The deficit risk. Some proponents of individual accounts would fund the new accounts by diverting a small part of the present payroll tax into private retirement accounts. In FY 1998, Social Security tax revenues exceeded OASDI benefit payments by $51 billion, or about 1½% of taxable earnings. Thus, 1½% of the 12.4% payroll tax could be invested in individual retirement accounts while still leaving enough taxes to pay for current pension payments. This source of financing for the new accounts will not last forever. Even if workers under age 40 were completely excluded from collecting Social Security pensions, benefit payments will exceed Social Security taxes by around 2015. In addition, workers must contribute much more than 1½% of their wages if they hope to accumulate enough private savings to enjoy a comfortable retirement. Thus, the strategy of diverting a small part of Social Security taxes can only work if current benefits are scaled back (yielding a surplus in Social Security long after 2015) and if private pension accounts provide only a modest supplement to Social Security pensions.
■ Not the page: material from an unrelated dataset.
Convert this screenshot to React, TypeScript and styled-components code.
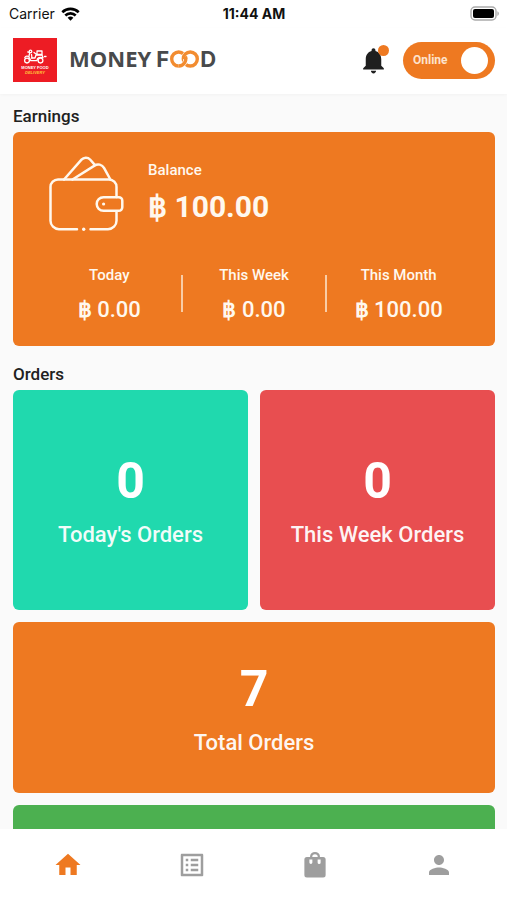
import React, { useState } from 'react';
import styled, { createGlobalStyle } from 'styled-components';

const ORANGE = '#ee7921';
const GREY = '#9e9e9e';

const GlobalStyle = createGlobalStyle`
  * { box-sizing: border-box; }
  body {
    margin: 0;
    background: #fafafa;
    color: #212121;
    font-family: Roboto, "Noto Sans", sans-serif;
  }
  h1, h2, p, dl, dd, dt { margin: 0; font-weight: inherit; }
`;

const Screen = styled.div`
  display: flex;
  flex-direction: column;
  height: 100vh;
`;

const StatusBar = styled.div`
  display: grid;
  grid-template-columns: 1fr auto 1fr;
  align-items: center;
  height: 28px;
  padding: 0 8px 0 9px;
  background: #fff;
  color: #111;
  font: 400 14px/20px Inter, sans-serif;
`;

const Carrier = styled.span`
  display: flex;
  align-items: center;
  gap: 6px;
`;

const Clock = styled.time`
  font-weight: 700;
`;

const BatteryIcon = styled.svg`
  justify-self: end;
`;

const AppBar = styled.header`
  display: flex;
  align-items: center;
  height: 66px;
  padding: 0 12px 2px 13px;
  background: #fff;
  box-shadow: 0 1px 3px rgba(0, 0, 0, 0.03);
`;

const Brand = styled.h1`
  display: flex;
  align-items: baseline;
  margin-left: 12px;
  padding-bottom: 3px;
  color: #484a4c;
  font: 700 22px/28px "Open Sans", sans-serif;
`;

const BrandSecond = styled.span`
  display: flex;
  align-items: center;
  margin-left: 5px;
  font-family: Inter, sans-serif;
`;

const BellButton = styled.button`
  position: relative;
  display: flex;
  margin-left: auto;
  padding: 0;
  border: 0;
  background: none;
  color: #1f1f1f;
`;

const BellDot = styled.span`
  position: absolute;
  top: 0;
  right: 0;
  width: 11px;
  height: 11px;
  border-radius: 50%;
  background: ${ORANGE};
`;

const SwitchLabel = styled.label`
  position: relative;
  display: flex;
  align-items: center;
  justify-content: space-between;
  width: 92px;
  height: 37px;
  margin-left: 14px;
  padding: 0 7px 0 10px;
  border-radius: 19px;
  background: ${ORANGE};
  color: #fde3cd;
  font-size: 12px;
  font-weight: 700;
`;

const SwitchInput = styled.input`
  position: absolute;
  inset: 0;
  width: 100%;
  height: 100%;
  margin: 0;
  opacity: 0;
`;

const SwitchKnob = styled.span<{ $on: boolean }>`
  order: ${({ $on }) => ($on ? 1 : -1)};
  width: 27px;
  height: 27px;
  border-radius: 50%;
  background: #fff;
`;

const Content = styled.main`
  flex: 1;
  min-height: 0;
  padding: 10px 12px 12px 13px;
  overflow-y: auto;
  scrollbar-width: none;
`;

const SectionTitle = styled.h2`
  margin-bottom: 4px;
  font-size: 17px;
  font-weight: 500;
  line-height: 24px;
`;

const EarningsCard = styled.section`
  margin-bottom: 16px;
  padding: 24px 24px 20px;
  border-radius: 6px;
  background: ${ORANGE};
  color: #fff8ee;
`;

const BalanceRow = styled.div`
  display: flex;
  gap: 24px;
  height: 76px;
  padding-left: 12px;
`;

const BalanceText = styled.dl`
  padding-top: 4px;
  font-size: 15px;
  font-weight: 500;
  line-height: 20px;
`;

const BalanceAmount = styled.dd`
  padding-top: 8px;
  font-size: 30px;
  font-weight: 700;
  line-height: 38px;
`;

const Periods = styled.dl`
  display: grid;
  grid-template-columns: repeat(3, 1fr);
  margin-top: 32px;
`;

const Period = styled.div`
  position: relative;
  padding-bottom: 2px;
  text-align: center;
  font-size: 15px;
  font-weight: 500;
  line-height: 22px;

  & + &::before {
    content: "";
    position: absolute;
    top: 11px;
    left: -1px;
    width: 2px;
    height: 37px;
    background: #f9cda6;
  }
`;

const PeriodAmount = styled.dd`
  padding-top: 10px;
  font-size: 22px;
  line-height: 28px;
`;

const Currency = styled.span`
  font-weight: 700;
`;

const OrderGrid = styled.div`
  display: grid;
  grid-template-columns: 1fr 1fr;
  gap: 12px;
`;

const OrderCard = styled.section<{ $color: string; $wide?: boolean }>`
  display: flex;
  flex-direction: column-reverse;
  align-items: center;
  justify-content: center;
  grid-column: ${({ $wide }) => ($wide ? '1 / -1' : 'auto')};
  min-height: ${({ $wide }) => ($wide ? 171 : 220)}px;
  border-radius: 6px;
  background: ${({ $color }) => $color};
  color: #fff;
`;

const OrderCount = styled.p`
  font-size: 50px;
  font-weight: 700;
  line-height: 60px;
`;

const OrderName = styled.h2`
  padding-top: 10px;
  font-size: 22px;
  font-weight: 500;
  line-height: 28px;
  color: rgba(255, 255, 255, 0.95);
`;

const TabBar = styled.nav`
  display: flex;
  flex: none;
  height: 71px;
  padding: 0 6px;
  background: #fff;
`;

const Tab = styled.a<{ $active?: boolean }>`
  display: flex;
  flex: 1;
  align-items: center;
  justify-content: center;
  color: ${({ $active }) => ($active ? ORANGE : GREY)};
`;

const Wifi = () => (
  <svg width="19" height="14" viewBox="0 0 19 14" aria-label="Wi-Fi" fill="none" stroke="#000" strokeWidth="2.6">
    <path d="M1.3 5.2a11.8 11.8 0 0 1 16.4 0" />
    <path d="M4.3 8.5a7.4 7.4 0 0 1 10.4 0" />
    <path d="M9.5 13.8 6.6 10.8a4.3 4.3 0 0 1 5.8 0z" fill="#000" stroke="none" />
  </svg>
);

const Battery = () => (
  <BatteryIcon width="29" height="16" viewBox="0 0 29 16" aria-label="Battery">
    <rect x="1" y="1" width="25" height="13" rx="4" fill="#fff" stroke="#aaa" strokeWidth="1.4" />
    <rect x="3" y="3" width="21" height="9" rx="2" fill="#000" />
    <path d="M27.4 5.2c2 1 2 3.8 0 4.8z" fill="#aaa" />
  </BatteryIcon>
);

const LogoText = styled.text`
  font-family: "Liberation Sans", sans-serif;
  font-weight: 700;
  font-size: 4px;
  text-anchor: middle;
`;

const Logo = () => (
  <svg width="44" height="44" viewBox="0 0 44 44" aria-label="Money Food Delivery">
    <rect width="44" height="44" fill="#ed1c24" />
    <g fill="none" stroke="#fff" strokeWidth="1.3" strokeLinecap="round" strokeLinejoin="round">
      <circle cx="14" cy="22.6" r="2.4" />
      <circle cx="27.5" cy="22.6" r="2.4" />
      <path d="M11.8 19.6c1-1.6 3-1.8 4-.8l2 3.8h6.2c0-3 3-4 6-2.8l-1-2.8h-6l-1 3h-3.5" />
      <path d="M16 18l.8-3.6-2-.4M19 20l-.5-3.5" />
      <circle cx="17.5" cy="13.4" r="1.3" />
      <path d="M24 13h5v3.5h-5zM21 14.5l2 1.5M31.5 18.5h1.5" />
    </g>
    <LogoText x="22" y="31" fill="#fff">MONEY FOOD</LogoText>
    <LogoText x="22" y="36" fill="#ffc23c" fontStyle="italic">DELIVERY</LogoText>
  </svg>
);

const Rings = () => (
  <svg width="31" height="18" viewBox="-1 0 31 18" aria-label="OO" fill="none" stroke="#f28c30" strokeWidth="3.4">
    <circle cx="8.7" cy="9" r="7" />
    <path d="M13.3 9A7 7 0 0 1 20.3 2" stroke="#fff" strokeWidth="4.6" />
    <circle cx="20.3" cy="9" r="7" />
    <path d="M15.7 9A7 7 0 0 1 8.7 16" stroke="#fff" strokeWidth="4.6" />
    <path d="M15.3 6.6A7 7 0 0 1 8.7 16" />
  </svg>
);

const Bell = () => (
  <svg width="31" height="31" viewBox="0 0 24 24" fill="currentColor" aria-hidden="true">
    <path d="M12 22c1.1 0 2-.9 2-2h-4c0 1.1.89 2 2 2zm6-6v-5c0-3.07-1.64-5.64-4.5-6.32V4c0-.83-.67-1.5-1.5-1.5s-1.5.67-1.5 1.5v.68C7.63 5.36 6 7.92 6 11v5l-2 2v1h16v-1l-2-2z" />
  </svg>
);

const Wallet = () => (
  <svg width="75" height="76" viewBox="0 0 75 76" fill="none" stroke="#fff8ee" strokeWidth="2.5" strokeLinecap="round" strokeLinejoin="round" aria-hidden="true">
    <path d="M28 73.2H10a8.5 8.5 0 0 1-8.5-8.5V31a7.5 7.5 0 0 1 7.5-7.5h51a7.5 7.5 0 0 1 7.5 7.5v10M67.5 56v8.7a8.5 8.5 0 0 1-8.5 8.5H41.5" />
    <circle cx="34.7" cy="73.2" r="1.7" fill="#fff8ee" stroke="none" />
    <path d="M54.5 41.2h15.3a3.5 3.5 0 0 1 3.5 3.5v6.6a3.5 3.5 0 0 1-3.5 3.5H54.5a6.8 6.8 0 0 1 0-13.6z" />
    <circle cx="54.6" cy="48" r="1.6" fill="#fff8ee" stroke="none" />
    <path d="M15 23.5 32.5 3.7a5.8 5.8 0 0 1 8.6-.2l4.7 5.3" />
    <path d="M23.5 23.5 45.5 9.6a6.6 6.6 0 0 1 9.5 2.3l6.4 11.6" />
  </svg>
);

const TabIcon = ({ d }: { d: string }) => (
  <svg width="30" height="30" viewBox="0 0 24 24" fill="currentColor" aria-hidden="true">
    <path fillRule="evenodd" d={d} />
  </svg>
);

const tabs = [
  { name: 'Home', d: 'M10 20v-6h4v6h5v-8h3L12 3 2 12h3v8z' },
  {
    name: 'Orders',
    d: 'M19 5v14H5V5h14m1.1-2H3.9c-.5 0-.9.4-.9.9v16.2c0 .4.4.9.9.9h16.2c.4 0 .9-.5.9-.9V3.9c0-.5-.5-.9-.9-.9zM11 7h6v2h-6V7zm0 4h6v2h-6v-2zm0 4h6v2h-6v-2zM7 7h2v2H7V7zm0 4h2v2H7v-2zm0 4h2v2H7v-2z',
  },
  {
    name: 'Products',
    d: 'M8 5.5a4 4 0 0 1 8 0h2.5A2 2 0 0 1 20.5 7.5v12.5a2 2 0 0 1-2 2h-13a2 2 0 0 1-2-2V7.5a2 2 0 0 1 2-2zm1.8 0h4.4a2.2 2.2 0 0 0-4.4 0zM7.5 7.5v2.5a1.2 1.2 0 0 0 2.4 0V7.5zm6.6 0v2.5a1.2 1.2 0 0 0 2.4 0V7.5z',
  },
  { name: 'Profile', d: 'M12 12c2.21 0 4-1.79 4-4s-1.79-4-4-4-4 1.79-4 4 1.79 4 4 4zm0 2c-2.67 0-8 1.34-8 4v2h16v-2c0-2.66-5.33-4-8-4z' },
];

const periods = [
  { name: 'Today', amount: '0.00' },
  { name: 'This Week', amount: '0.00' },
  { name: 'This Month', amount: '100.00' },
];

export default function App() {
  const [online, setOnline] = useState(true);

  return (
    <Screen>
      <GlobalStyle />
      <StatusBar>
        <Carrier>Carrier <Wifi /></Carrier>
        <Clock>11:44 AM</Clock>
        <Battery />
      </StatusBar>
      <AppBar>
        <Logo />
        <Brand>
          MONEY
          <BrandSecond>F<Rings />D</BrandSecond>
        </Brand>
        <BellButton type="button" aria-label="Notifications">
          <Bell />
          <BellDot />
        </BellButton>
        <SwitchLabel>
          <SwitchInput type="checkbox" role="switch" checked={online} onChange={(e) => setOnline(e.target.checked)} />
          {online ? 'Online' : 'Offline'}
          <SwitchKnob $on={online} />
        </SwitchLabel>
      </AppBar>
      <Content>
        <SectionTitle>Earnings</SectionTitle>
        <EarningsCard>
          <BalanceRow>
            <Wallet />
            <BalanceText>
              <dt>Balance</dt>
              <BalanceAmount>฿ 100.00</BalanceAmount>
            </BalanceText>
          </BalanceRow>
          <Periods>
            {periods.map((p) => (
              <Period key={p.name}>
                <dt>{p.name}</dt>
                <PeriodAmount><Currency>฿</Currency> {p.amount}</PeriodAmount>
              </Period>
            ))}
          </Periods>
        </EarningsCard>
        <SectionTitle>Orders</SectionTitle>
        <OrderGrid>
          <OrderCard $color="#20d9ae">
            <OrderName>Today's Orders</OrderName>
            <OrderCount>0</OrderCount>
          </OrderCard>
          <OrderCard $color="#e84e50">
            <OrderName>This Week Orders</OrderName>
            <OrderCount>0</OrderCount>
          </OrderCard>
          <OrderCard $color={ORANGE} $wide>
            <OrderName>Total Orders</OrderName>
            <OrderCount>7</OrderCount>
          </OrderCard>
          <OrderCard $color="#4cb050" $wide />
        </OrderGrid>
      </Content>
      <TabBar>
        {tabs.map((t, i) => (
          <Tab key={t.name} href={`#${t.name.toLowerCase()}`} aria-label={t.name} $active={i === 0}>
            <TabIcon d={t.d} />
          </Tab>
        ))}
      </TabBar>
    </Screen>
  );
}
More ambitious individual account plans would require borrowing or new federal taxes to pay for existing Social Security liabilities. These plans would divert half or more of the present Social Security payroll tax into private retirement accounts. The Social Security benefits promised to young workers (for example, those under age 40) would be slashed. A high rate of contributions into the new private accounts would be needed to ensure that enough money is accumulated to pay for reasonable pensions. However, the diversion of payroll taxes would starve the Social Security system of revenue, forcing the program to run huge deficits. To cover these deficits Congress would be forced to raise taxes or borrow funds. The need for extra taxes or borrowing would shrink as pensioners collecting Social Security are eventually replaced by pensioners who receive benefits from the new private accounts, but this process would not be complete for several decades. In the interim, the federal government would need to impose extra taxes (temporarily replacing most of the lost Social Security taxes) or run large deficits in order to cover the shortfall in the remaining Social Security program.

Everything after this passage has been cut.